I find it insanely hard to imagine and change the order of integration for triple integrals. I have this problem for example. $\int_{0}^{2}\int_{0}^{y^3}\int_{0}^{y^2}f(x,y,z) dzdxdy$ So it is easy to change this to dzdydx because that only looking at the area at the bottom. However, changing it to anything else seems very hard, and requires sketching the volume.
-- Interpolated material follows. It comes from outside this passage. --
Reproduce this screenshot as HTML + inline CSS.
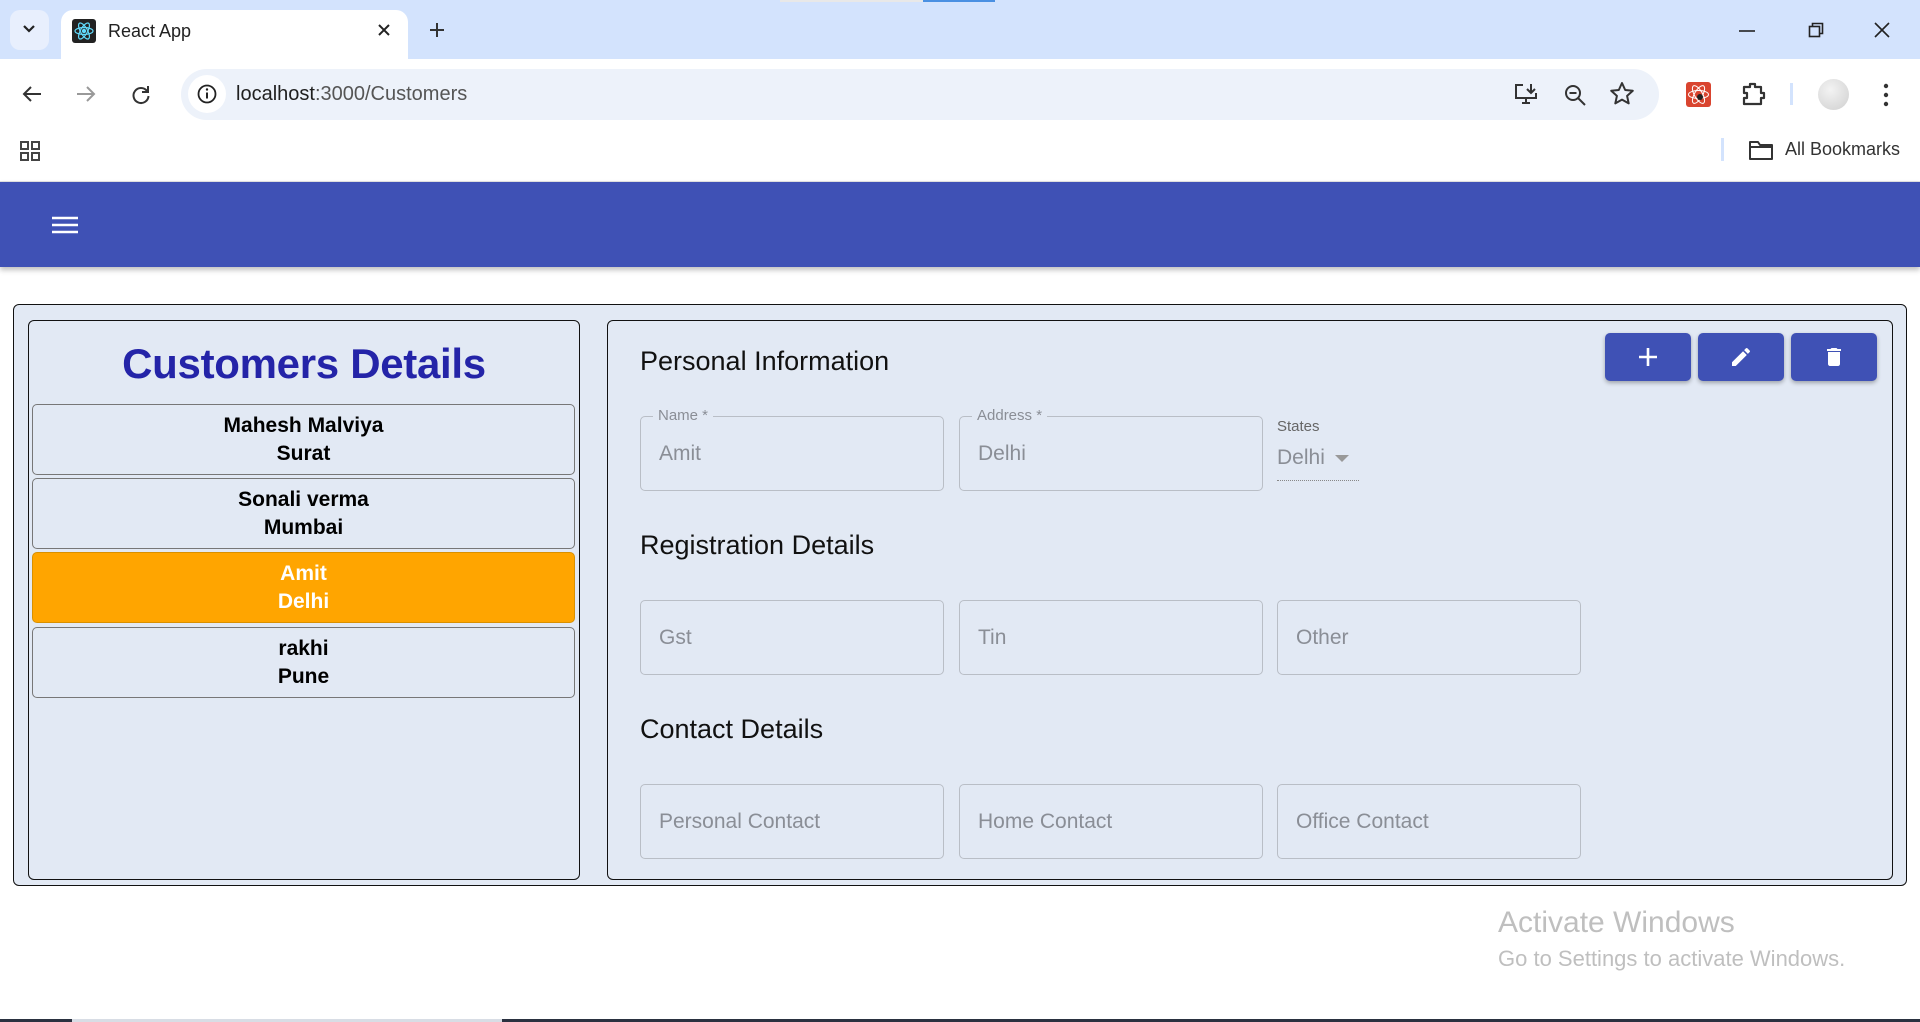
<!DOCTYPE html>
<html><head><meta charset="utf-8"><style>
*{box-sizing:border-box;margin:0;padding:0}
body{width:1920px;height:1022px;overflow:hidden;background:#fff;font-family:"Liberation Sans",sans-serif;position:relative}
.abs{position:absolute}
.tabstrip{left:0;top:0;width:1920px;height:59px;background:#d3e3fd}
.tab{left:61px;top:10px;width:347px;height:50px;background:#fff;border-radius:12px 12px 0 0}
.toolbar{left:0;top:59px;width:1920px;height:63px;background:#fff}
.omni{left:181px;top:69px;width:1478px;height:51px;background:#edf2fa;border-radius:26px}
.bm{left:0;top:122px;width:1920px;height:60px;background:#fff;border-bottom:1px solid #e3e3e3}
.appbar{left:0;top:182px;width:1920px;height:85px;background:#3f51b5;box-shadow:0 3px 5px rgba(0,0,0,.25)}
.outer{left:13px;top:304px;width:1894px;height:582px;background:#e2e9f4;border:1.5px solid #111;border-radius:6px}
.panel{background:#e2e9f4;border:1.5px solid #111;border-radius:6px}
.item{left:32px;width:543px;height:71px;border:1.5px solid #777;border-radius:5px;text-align:center;font-weight:bold;font-size:21px;line-height:28px;padding-top:7px;color:#000}
.sec{font-size:27px;color:#111;left:640px}
.inp{width:304px;height:75px;border:1px solid #b9bec6;border-radius:5px;font-size:21px;color:#8a8e96;padding:0 0 0 18px;display:flex;align-items:center}
.lbl{font-size:15px;color:#8a8e96;background:#e2e9f4;padding:0 5px;position:absolute;top:-10px;left:12px}
.btn{top:333px;width:86px;height:48px;background:#3f51b5;border-radius:5px;box-shadow:0 2px 4px rgba(0,0,0,.3);display:flex;align-items:center;justify-content:center}
svg{display:block}
</style></head><body>
<div class="abs tabstrip"></div>
<div class="abs" style="left:10px;top:10px;width:39px;height:40px;background:#e8effd;border-radius:10px"></div>
<svg class="abs" style="left:21px;top:23px" width="16" height="12"><path d="M3 3l5 5 5-5" stroke="#222" stroke-width="2.2" fill="none"/></svg>
<div class="abs tab"></div>
<div class="abs" style="left:72px;top:19px;width:24px;height:24px;background:#222;border-radius:3px"></div>
<svg class="abs" style="left:72px;top:19px" width="24" height="24" viewBox="0 0 24 24" fill="none" stroke="#61dafb" stroke-width="1.2"><ellipse cx="12" cy="12" rx="9" ry="3.5"/><ellipse cx="12" cy="12" rx="9" ry="3.5" transform="rotate(60 12 12)"/><ellipse cx="12" cy="12" rx="9" ry="3.5" transform="rotate(120 12 12)"/><circle cx="12" cy="12" r="1.6" fill="#61dafb"/></svg>
<div class="abs" style="left:108px;top:21px;font-size:18px;color:#222">React App</div>
<svg class="abs" style="left:377px;top:23px" width="14" height="14"><path d="M2 2l10 10M12 2L2 12" stroke="#222" stroke-width="2"/></svg>
<svg class="abs" style="left:428px;top:21px" width="18" height="18"><path d="M9 2v14M2 9h14" stroke="#333" stroke-width="2"/></svg>
<svg class="abs" style="left:1738px;top:29px" width="18" height="4"><path d="M1 2h16" stroke="#222" stroke-width="1.6"/></svg>
<svg class="abs" style="left:1808px;top:22px" width="16" height="16"><rect x="1.5" y="4.5" width="10" height="10" fill="none" stroke="#222" stroke-width="1.6"/><path d="M4.5 4.5V1.5h10v10h-3" fill="none" stroke="#222" stroke-width="1.6"/></svg>
<svg class="abs" style="left:1874px;top:22px" width="16" height="16"><path d="M1 1l14 14M15 1L1 15" stroke="#222" stroke-width="1.6"/></svg>
<div class="abs" style="left:780px;top:0;width:215px;height:2px;background:#e8e8e8"></div>
<div class="abs" style="left:923px;top:0;width:72px;height:2px;background:#4a90e2"></div>

<div class="abs toolbar"></div>
<svg class="abs" style="left:21px;top:84px" width="22" height="20"><path d="M20 10H3M10 3L3 10l7 7" stroke="#333" stroke-width="2" fill="none"/></svg>
<svg class="abs" style="left:75px;top:84px" width="22" height="20"><path d="M2 10h17M12 3l7 7-7 7" stroke="#999" stroke-width="2" fill="none"/></svg>
<svg class="abs" style="left:130px;top:84px" width="22" height="22"><path d="M17 7A7.5 7.5 0 1 0 18.5 12" stroke="#333" stroke-width="2" fill="none"/><path d="M18 2v6h-6" stroke="#333" stroke-width="2" fill="none"/></svg>
<div class="abs omni"></div>
<div class="abs" style="left:188px;top:75px;width:38px;height:38px;background:#fff;border-radius:50%"></div>
<svg class="abs" style="left:196px;top:83px" width="22" height="22"><circle cx="11" cy="11" r="8.5" fill="none" stroke="#222" stroke-width="1.8"/><path d="M11 9.5v6" stroke="#222" stroke-width="2"/><circle cx="11" cy="6.5" r="1.2" fill="#222"/></svg>
<div class="abs" style="left:236px;top:83px;font-size:20px;color:#1f1f1f">localhost<span style="color:#555">:3000/Customers</span></div>
<svg class="abs" style="left:1513px;top:82px" width="26" height="24" viewBox="0 0 26 24" fill="none" stroke="#333" stroke-width="2"><path d="M10 3H3v13h20V11"/><path d="M9 21h8M13 16v5M18 2v8M14 7l4 4 4-4"/></svg>
<svg class="abs" style="left:1563px;top:83px" width="24" height="24" fill="none" stroke="#333" stroke-width="2"><circle cx="10" cy="10" r="7"/><path d="M15 15l7 7M6.5 10h7"/></svg>
<svg class="abs" style="left:1609px;top:81px" width="26" height="26"><path d="M13 2l3.2 7 7.6.8-5.7 5.1 1.6 7.5L13 18.6 6.3 22.4l1.6-7.5L2.2 9.8 9.8 9z" fill="none" stroke="#333" stroke-width="2" stroke-linejoin="round"/></svg>
<div class="abs" style="left:1686px;top:82px;width:25px;height:25px;background:#d9442f;border-radius:3px"></div>
<svg class="abs" style="left:1686px;top:82px" width="25" height="25" fill="none" stroke="#fff" stroke-width="1"><ellipse cx="12.5" cy="12.5" rx="10" ry="4"/><ellipse cx="12.5" cy="12.5" rx="10" ry="4" transform="rotate(60 12.5 12.5)"/><ellipse cx="12.5" cy="12.5" rx="10" ry="4" transform="rotate(120 12.5 12.5)"/><circle cx="14" cy="15" r="3" fill="#222" stroke="none"/></svg>
<svg class="abs" style="left:1741px;top:81px" width="28" height="26" fill="none" stroke="#333" stroke-width="2.2" stroke-linejoin="round"><path d="M3 6h6V3h5v3h6v6h3v5h-3v6H3v-6h3v-5H3z"/></svg>
<div class="abs" style="left:1790px;top:83px;width:3px;height:22px;background:#d3e3fd"></div>
<div class="abs" style="left:1818px;top:79px;width:31px;height:31px;border-radius:50%;background:radial-gradient(circle at 40% 35%,#f3f3f3,#cfcfcf)"></div>
<svg class="abs" style="left:1882px;top:83px" width="8" height="24"><circle cx="4" cy="3" r="2.2" fill="#333"/><circle cx="4" cy="12" r="2.2" fill="#333"/><circle cx="4" cy="21" r="2.2" fill="#333"/></svg>

<div class="abs bm"></div>
<svg class="abs" style="left:19px;top:140px" width="22" height="22" fill="none" stroke="#444" stroke-width="2"><rect x="2" y="2" width="7" height="7"/><rect x="13" y="2" width="7" height="7"/><rect x="2" y="13" width="7" height="7"/><rect x="13" y="13" width="7" height="7"/></svg>
<div class="abs" style="left:1721px;top:138px;width:3px;height:23px;background:#d3e3fd"></div>
<svg class="abs" style="left:1748px;top:139px" width="26" height="22" fill="none" stroke="#333" stroke-width="2" stroke-linejoin="round"><path d="M2 3h8l2 3h12v14H2z"/><path d="M2 8h22"/></svg>
<div class="abs" style="left:1785px;top:139px;font-size:18px;color:#333">All Bookmarks</div>

<div class="abs appbar"></div>
<svg class="abs" style="left:52px;top:215px" width="26" height="20"><path d="M0 3h26M0 10h26M0 17h26" stroke="#fff" stroke-width="2.4"/></svg>

<div class="abs outer"></div>
<div class="abs panel" style="left:28px;top:320px;width:552px;height:560px"></div>
<div class="abs panel" style="left:607px;top:320px;width:1286px;height:560px"></div>

<div class="abs" style="left:28px;top:340px;width:552px;text-align:center;font-size:42px;font-weight:bold;color:#2424a8;letter-spacing:-0.3px">Customers Details</div>
<div class="abs item" style="top:404px">Mahesh Malviya<br>Surat</div>
<div class="abs item" style="top:478px">Sonali verma<br>Mumbai</div>
<div class="abs item" style="top:552px;background:#ffa500;color:#fff;border-color:#d99000">Amit<br>Delhi</div>
<div class="abs item" style="top:627px">rakhi<br>Pune</div>

<div class="abs sec" style="top:346px">Personal Information</div>
<div class="abs sec" style="top:530px">Registration Details</div>
<div class="abs sec" style="top:714px">Contact Details</div>

<div class="abs inp" style="left:640px;top:416px"><span class="lbl">Name *</span>Amit</div>
<div class="abs inp" style="left:959px;top:416px"><span class="lbl">Address *</span>Delhi</div>
<div class="abs" style="left:1277px;top:418px;font-size:15px;color:#666">States</div>
<div class="abs" style="left:1277px;top:446px;font-size:21px;color:#8a8e96">Delhi</div>
<svg class="abs" style="left:1335px;top:455px" width="14" height="8"><path d="M0 0h14L7 7z" fill="#999"/></svg>
<div class="abs" style="left:1277px;top:480px;width:82px;border-top:1px dotted #888"></div>

<div class="abs inp" style="left:640px;top:600px">Gst</div>
<div class="abs inp" style="left:959px;top:600px">Tin</div>
<div class="abs inp" style="left:1277px;top:600px">Other</div>
<div class="abs inp" style="left:640px;top:784px">Personal Contact</div>
<div class="abs inp" style="left:959px;top:784px">Home Contact</div>
<div class="abs inp" style="left:1277px;top:784px">Office Contact</div>

<div class="abs btn" style="left:1605px"><svg width="22" height="22"><path d="M11 2v18M2 11h18" stroke="#fff" stroke-width="2.6"/></svg></div>
<div class="abs btn" style="left:1698px"><svg width="24" height="24" viewBox="0 0 24 24"><path d="M3 17.25V21h3.75L17.81 9.94l-3.75-3.75zM20.71 7.04a1 1 0 0 0 0-1.41l-2.34-2.34a1 1 0 0 0-1.41 0l-1.83 1.83 3.75 3.75z" fill="#fff"/></svg></div>
<div class="abs btn" style="left:1791px"><svg width="24" height="24" viewBox="0 0 24 24"><path d="M6 19c0 1.1.9 2 2 2h8c1.1 0 2-.9 2-2V7H6zM19 4h-3.5l-1-1h-5l-1 1H5v2h14z" fill="#fff"/></svg></div>

<div class="abs" style="left:1498px;top:906px;font-size:30px;color:#bfbfbf">Activate Windows</div>
<div class="abs" style="left:1498px;top:946px;font-size:22px;color:#bfbfbf">Go to Settings to activate Windows.</div>
<div class="abs" style="left:0;top:1019px;width:1920px;height:3px;background:#2a3140"></div>
<div class="abs" style="left:72px;top:1019px;width:430px;height:3px;background:#d8dde5"></div>
</body></html>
Could anyone tell me how to approach this problem, and problems like this in the future?
Thank you.
On
I'm going to try to expand on @SangchulLee's answer a little bit.
You think through the original problem by realizing that our 3-dimensional region projects down to the region in the $xy$-plane between the $y$-axis and $x=y^3$ [or, equivalently, $y=x^{1/3}$]. In $\Bbb R^3$, $x=y^3$ is a vertical cylinder over this plane curve. For each point in that plane region, a vertical line enters the region at $z=0$ and exits at $z=y^2$. So this surface is a parabolic cylinder, with lines parallel to the $x$-axis. Here's a sketch with the assistance of Mathematica:
Indeed, the region lies over the rectangle $R=[0,8]\times [0,4]$ in the $xz$-plane, and the two cylinders intersect along the crease $y=z^{1/2}=x^{1/3}$, which projects to the curve $C$ given by $x^2=z^3$ in the $xz$-plane. If we take a point in $R$, we want to know when a line parallel to the $y$-axis enters and exits our region. If we're below $C$ in $R$, then $z^3<x^2$ and the line enters at $y=x^{1/3}$ and exits at $y=2$. (As a check, if $y\ge x^{1/3}$, then $y\ge z^{1/2}$ as well in this range, so we're "inside" both cylinders.) If we're above $C$ in $R$, then $z^3>x^2$ and the line enters at $y=z^{1/2}$ and exits at $y=2$.
Thus, we end up with the following iterated integral in the order $dy\,dz\,dx$: $$\int_0^8\int_0^{x^{2/3}}\int_{x^{1/3}}^2 dy\,dz\,dx + \int_0^8\int_{x^{2/3}}^4\int_{z^{1/2}}^2 dy\,dz\,dx.$$
(By the way, you should be able to set up the limits in the orders $dx\,dz\,dy$ or $dx\,dy\,dz$ much more easily.)
It may help to convert the iterated integrals to a multiple integral. For instance,
$$ \int_{0}^{2}\int_{0}^{y^3}\int_{0}^{y^2} f(x,y,z)\,dzdxdy = \iiint_{\mathcal{D}} f(x,y,z) \, dxdydz $$
where $\mathcal{D}$ is a region in $\mathbb{R}^3$ given by
$$\mathcal{D} = \{ (x, y, z) \in \mathbb{R}^3 : 0 \leq y \leq 2, \ 0 \leq x \leq y^3, \ 0 \leq z \leq y^2 \}$$
Now, for instance, say you want to convert this to the iterated integrals in the order of $dydxdz$. This requires both geometric intuition and algebraic manipulation. The key idea here is to convert this set of inequalities, while not changing the region this set describes, to another so that
To do this, we first need to figure out the range of $z$. This is easily obtained from $0\leq z\leq y^2$ and $0 \leq y \leq 2$. These together yield $0 \leq z \leq 4$, and it is clear that $z$ can take any values in-between.
Next, given $0 \leq z \leq 4$, we want to figure out the range of $x$ possibly depending on $z$ but not on $y$. This can be done in a similar manner, yielding $0 \leq x \leq 8$. (The fact that the range of $x$ given $z$ is independent of $z$ is pure luck in this particular setting, and need not be true in general case.)
Finally, the range of $y$ follows from all three inequalities that constraint the range of $y$, and the result is $\max\{\sqrt{z}, \sqrt[3]{x}\} \leq y \leq 2$. Of course, you can perform sanity-check by recovering the original constraints from this new set of inequalities. As a result,
$$ \iiint_{\mathcal{D}} f(x,y,z) \, dxdydz = \int_{0}^{4} \int_{0}^{8} \int_{\max\{\sqrt{z}, \sqrt[3]{x}\}}^{2} f(x,y,z) \, dydxdz. $$